Print the listing as it stands, omitting all images.

[Data extract]
----------------------------------------

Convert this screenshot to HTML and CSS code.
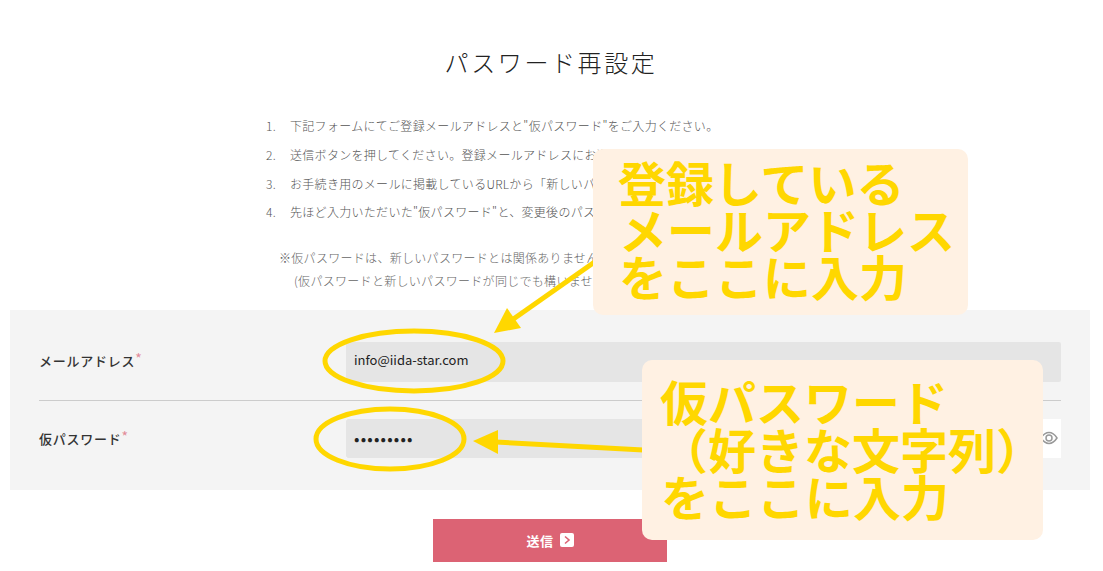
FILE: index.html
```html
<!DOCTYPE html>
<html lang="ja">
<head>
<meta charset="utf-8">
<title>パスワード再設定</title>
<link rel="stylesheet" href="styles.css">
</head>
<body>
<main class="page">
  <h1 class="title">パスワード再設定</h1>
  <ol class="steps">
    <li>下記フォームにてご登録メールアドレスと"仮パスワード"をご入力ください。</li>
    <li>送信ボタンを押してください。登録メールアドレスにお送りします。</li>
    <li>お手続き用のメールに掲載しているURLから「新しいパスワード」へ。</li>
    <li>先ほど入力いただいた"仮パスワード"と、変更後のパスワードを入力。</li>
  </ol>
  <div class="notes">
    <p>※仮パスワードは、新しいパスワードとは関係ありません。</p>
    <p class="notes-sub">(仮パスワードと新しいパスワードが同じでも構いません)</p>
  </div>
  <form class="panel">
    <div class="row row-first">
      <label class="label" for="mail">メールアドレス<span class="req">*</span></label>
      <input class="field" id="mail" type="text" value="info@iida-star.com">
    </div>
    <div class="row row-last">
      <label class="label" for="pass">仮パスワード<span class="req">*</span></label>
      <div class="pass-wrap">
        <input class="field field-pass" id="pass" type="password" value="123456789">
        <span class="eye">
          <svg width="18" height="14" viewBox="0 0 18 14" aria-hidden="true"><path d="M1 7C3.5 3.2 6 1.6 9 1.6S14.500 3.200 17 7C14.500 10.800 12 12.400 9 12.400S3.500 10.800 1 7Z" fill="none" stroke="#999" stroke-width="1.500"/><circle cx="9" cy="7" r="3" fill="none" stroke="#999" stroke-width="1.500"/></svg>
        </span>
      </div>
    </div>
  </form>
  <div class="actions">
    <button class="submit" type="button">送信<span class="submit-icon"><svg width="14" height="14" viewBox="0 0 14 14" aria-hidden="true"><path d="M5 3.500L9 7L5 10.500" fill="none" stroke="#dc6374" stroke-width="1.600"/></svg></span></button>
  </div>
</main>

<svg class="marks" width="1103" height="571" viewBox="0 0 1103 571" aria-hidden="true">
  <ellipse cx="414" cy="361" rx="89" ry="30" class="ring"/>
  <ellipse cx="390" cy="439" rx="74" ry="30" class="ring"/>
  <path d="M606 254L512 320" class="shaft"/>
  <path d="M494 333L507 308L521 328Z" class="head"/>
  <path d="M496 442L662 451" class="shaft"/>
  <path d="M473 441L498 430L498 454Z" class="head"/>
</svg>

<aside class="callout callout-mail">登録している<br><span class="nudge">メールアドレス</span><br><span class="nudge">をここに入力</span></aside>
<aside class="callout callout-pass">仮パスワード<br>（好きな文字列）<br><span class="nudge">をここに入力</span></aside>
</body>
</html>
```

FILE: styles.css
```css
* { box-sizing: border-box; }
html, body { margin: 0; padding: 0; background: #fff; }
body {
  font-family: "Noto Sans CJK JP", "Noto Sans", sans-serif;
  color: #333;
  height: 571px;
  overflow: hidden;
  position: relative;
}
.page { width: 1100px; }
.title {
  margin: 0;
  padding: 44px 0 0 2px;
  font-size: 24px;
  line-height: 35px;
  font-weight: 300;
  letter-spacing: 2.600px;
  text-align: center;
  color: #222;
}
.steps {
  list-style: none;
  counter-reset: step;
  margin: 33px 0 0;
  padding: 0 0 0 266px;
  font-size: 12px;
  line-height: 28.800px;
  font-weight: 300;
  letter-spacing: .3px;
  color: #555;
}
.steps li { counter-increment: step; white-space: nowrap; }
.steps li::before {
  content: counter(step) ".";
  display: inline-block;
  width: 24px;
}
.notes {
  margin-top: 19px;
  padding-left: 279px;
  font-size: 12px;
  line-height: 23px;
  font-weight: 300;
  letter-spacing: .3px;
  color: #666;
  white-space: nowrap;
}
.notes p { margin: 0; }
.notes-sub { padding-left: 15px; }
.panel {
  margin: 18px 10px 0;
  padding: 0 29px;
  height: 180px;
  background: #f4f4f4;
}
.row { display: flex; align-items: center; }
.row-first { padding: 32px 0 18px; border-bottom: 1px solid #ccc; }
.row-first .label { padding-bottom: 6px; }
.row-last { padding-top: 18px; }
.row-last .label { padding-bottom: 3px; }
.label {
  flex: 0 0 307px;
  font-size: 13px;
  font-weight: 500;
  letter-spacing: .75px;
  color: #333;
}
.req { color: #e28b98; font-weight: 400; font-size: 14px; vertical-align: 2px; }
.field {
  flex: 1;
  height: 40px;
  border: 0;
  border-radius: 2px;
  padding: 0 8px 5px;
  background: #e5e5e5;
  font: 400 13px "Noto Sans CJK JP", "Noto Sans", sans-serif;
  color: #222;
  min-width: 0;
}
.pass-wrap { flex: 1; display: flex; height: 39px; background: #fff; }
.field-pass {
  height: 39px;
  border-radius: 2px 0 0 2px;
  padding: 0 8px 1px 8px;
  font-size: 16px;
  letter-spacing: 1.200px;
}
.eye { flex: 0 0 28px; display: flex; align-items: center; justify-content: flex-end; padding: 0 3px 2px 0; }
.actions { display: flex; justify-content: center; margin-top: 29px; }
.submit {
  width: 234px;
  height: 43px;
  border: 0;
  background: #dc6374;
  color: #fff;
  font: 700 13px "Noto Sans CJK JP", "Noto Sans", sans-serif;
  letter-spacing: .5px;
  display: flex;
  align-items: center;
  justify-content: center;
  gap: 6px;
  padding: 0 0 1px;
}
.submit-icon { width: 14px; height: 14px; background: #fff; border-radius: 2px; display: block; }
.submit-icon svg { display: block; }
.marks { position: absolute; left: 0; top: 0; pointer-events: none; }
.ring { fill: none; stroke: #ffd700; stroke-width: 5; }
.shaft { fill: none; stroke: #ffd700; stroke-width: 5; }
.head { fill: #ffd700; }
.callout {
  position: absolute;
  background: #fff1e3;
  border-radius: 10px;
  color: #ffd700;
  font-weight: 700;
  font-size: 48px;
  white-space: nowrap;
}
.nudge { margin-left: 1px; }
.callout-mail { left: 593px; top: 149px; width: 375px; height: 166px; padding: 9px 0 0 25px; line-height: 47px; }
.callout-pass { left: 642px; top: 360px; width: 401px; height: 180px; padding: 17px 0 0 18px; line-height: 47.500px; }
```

----------------------------------------

[Answer below]
Convert this screenshot to HTML and CSS code.
FILE: index.html
```html
<!DOCTYPE html>
<html lang="ja">
<head>
<meta charset="utf-8">
<title>パスワード再設定</title>
<link rel="stylesheet" href="styles.css">
</head>
<body>
<main class="page">
  <h1 class="title">パスワード再設定</h1>
  <ol class="steps">
    <li>下記フォームにてご登録メールアドレスと"仮パスワード"をご入力ください。</li>
    <li>送信ボタンを押してください。登録メールアドレスにお送りします。</li>
    <li>お手続き用のメールに掲載しているURLから「新しいパスワード」へ。</li>
    <li>先ほど入力いただいた"仮パスワード"と、変更後のパスワードを入力。</li>
  </ol>
  <div class="notes">
    <p>※仮パスワードは、新しいパスワードとは関係ありません。</p>
    <p class="notes-sub">(仮パスワードと新しいパスワードが同じでも構いません)</p>
  </div>
  <form class="panel">
    <div class="row row-first">
      <label class="label" for="mail">メールアドレス<span class="req">*</span></label>
      <input class="field" id="mail" type="text" value="info@iida-star.com">
    </div>
    <div class="row row-last">
      <label class="label" for="pass">仮パスワード<span class="req">*</span></label>
      <div class="pass-wrap">
        <input class="field field-pass" id="pass" type="password" value="123456789">
        <span class="eye">
          <svg width="18" height="14" viewBox="0 0 18 14" aria-hidden="true"><path d="M1 7C3.5 3.2 6 1.6 9 1.6S14.500 3.200 17 7C14.500 10.800 12 12.400 9 12.400S3.500 10.800 1 7Z" fill="none" stroke="#999" stroke-width="1.500"/><circle cx="9" cy="7" r="3" fill="none" stroke="#999" stroke-width="1.500"/></svg>
        </span>
      </div>
    </div>
  </form>
  <div class="actions">
    <button class="submit" type="button">送信<span class="submit-icon"><svg width="14" height="14" viewBox="0 0 14 14" aria-hidden="true"><path d="M5 3.500L9 7L5 10.500" fill="none" stroke="#dc6374" stroke-width="1.600"/></svg></span></button>
  </div>
</main>

<svg class="marks" width="1103" height="571" viewBox="0 0 1103 571" aria-hidden="true">
  <ellipse cx="414" cy="361" rx="89" ry="30" class="ring"/>
  <ellipse cx="390" cy="439" rx="74" ry="30" class="ring"/>
  <path d="M606 254L512 320" class="shaft"/>
  <path d="M494 333L507 308L521 328Z" class="head"/>
  <path d="M496 442L662 451" class="shaft"/>
  <path d="M473 441L498 430L498 454Z" class="head"/>
</svg>

<aside class="callout callout-mail">登録している<br><span class="nudge">メールアドレス</span><br><span class="nudge">をここに入力</span></aside>
<aside class="callout callout-pass">仮パスワード<br>（好きな文字列）<br><span class="nudge">をここに入力</span></aside>
</body>
</html>
```

FILE: styles.css
```css
* { box-sizing: border-box; }
html, body { margin: 0; padding: 0; background: #fff; }
body {
  font-family: "Noto Sans CJK JP", "Noto Sans", sans-serif;
  color: #333;
  height: 571px;
  overflow: hidden;
  position: relative;
}
.page { width: 1100px; }
.title {
  margin: 0;
  padding: 44px 0 0 2px;
  font-size: 24px;
  line-height: 35px;
  font-weight: 300;
  letter-spacing: 2.600px;
  text-align: center;
  color: #222;
}
.steps {
  list-style: none;
  counter-reset: step;
  margin: 33px 0 0;
  padding: 0 0 0 266px;
  font-size: 12px;
  line-height: 28.800px;
  font-weight: 300;
  letter-spacing: .3px;
  color: #555;
}
.steps li { counter-increment: step; white-space: nowrap; }
.steps li::before {
  content: counter(step) ".";
  display: inline-block;
  width: 24px;
}
.notes {
  margin-top: 19px;
  padding-left: 279px;
  font-size: 12px;
  line-height: 23px;
  font-weight: 300;
  letter-spacing: .3px;
  color: #666;
  white-space: nowrap;
}
.notes p { margin: 0; }
.notes-sub { padding-left: 15px; }
.panel {
  margin: 18px 10px 0;
  padding: 0 29px;
  height: 180px;
  background: #f4f4f4;
}
.row { display: flex; align-items: center; }
.row-first { padding: 32px 0 18px; border-bottom: 1px solid #ccc; }
.row-first .label { padding-bottom: 6px; }
.row-last { padding-top: 18px; }
.row-last .label { padding-bottom: 3px; }
.label {
  flex: 0 0 307px;
  font-size: 13px;
  font-weight: 500;
  letter-spacing: .75px;
  color: #333;
}
.req { color: #e28b98; font-weight: 400; font-size: 14px; vertical-align: 2px; }
.field {
  flex: 1;
  height: 40px;
  border: 0;
  border-radius: 2px;
  padding: 0 8px 5px;
  background: #e5e5e5;
  font: 400 13px "Noto Sans CJK JP", "Noto Sans", sans-serif;
  color: #222;
  min-width: 0;
}
.pass-wrap { flex: 1; display: flex; height: 39px; background: #fff; }
.field-pass {
  height: 39px;
  border-radius: 2px 0 0 2px;
  padding: 0 8px 1px 8px;
  font-size: 16px;
  letter-spacing: 1.200px;
}
.eye { flex: 0 0 28px; display: flex; align-items: center; justify-content: flex-end; padding: 0 3px 2px 0; }
.actions { display: flex; justify-content: center; margin-top: 29px; }
.submit {
  width: 234px;
  height: 43px;
  border: 0;
  background: #dc6374;
  color: #fff;
  font: 700 13px "Noto Sans CJK JP", "Noto Sans", sans-serif;
  letter-spacing: .5px;
  display: flex;
  align-items: center;
  justify-content: center;
  gap: 6px;
  padding: 0 0 1px;
}
.submit-icon { width: 14px; height: 14px; background: #fff; border-radius: 2px; display: block; }
.submit-icon svg { display: block; }
.marks { position: absolute; left: 0; top: 0; pointer-events: none; }
.ring { fill: none; stroke: #ffd700; stroke-width: 5; }
.shaft { fill: none; stroke: #ffd700; stroke-width: 5; }
.head { fill: #ffd700; }
.callout {
  position: absolute;
  background: #fff1e3;
  border-radius: 10px;
  color: #ffd700;
  font-weight: 700;
  font-size: 48px;
  white-space: nowrap;
}
.nudge { margin-left: 1px; }
.callout-mail { left: 593px; top: 149px; width: 375px; height: 166px; padding: 9px 0 0 25px; line-height: 47px; }
.callout-pass { left: 642px; top: 360px; width: 401px; height: 180px; padding: 17px 0 0 18px; line-height: 47.500px; }
```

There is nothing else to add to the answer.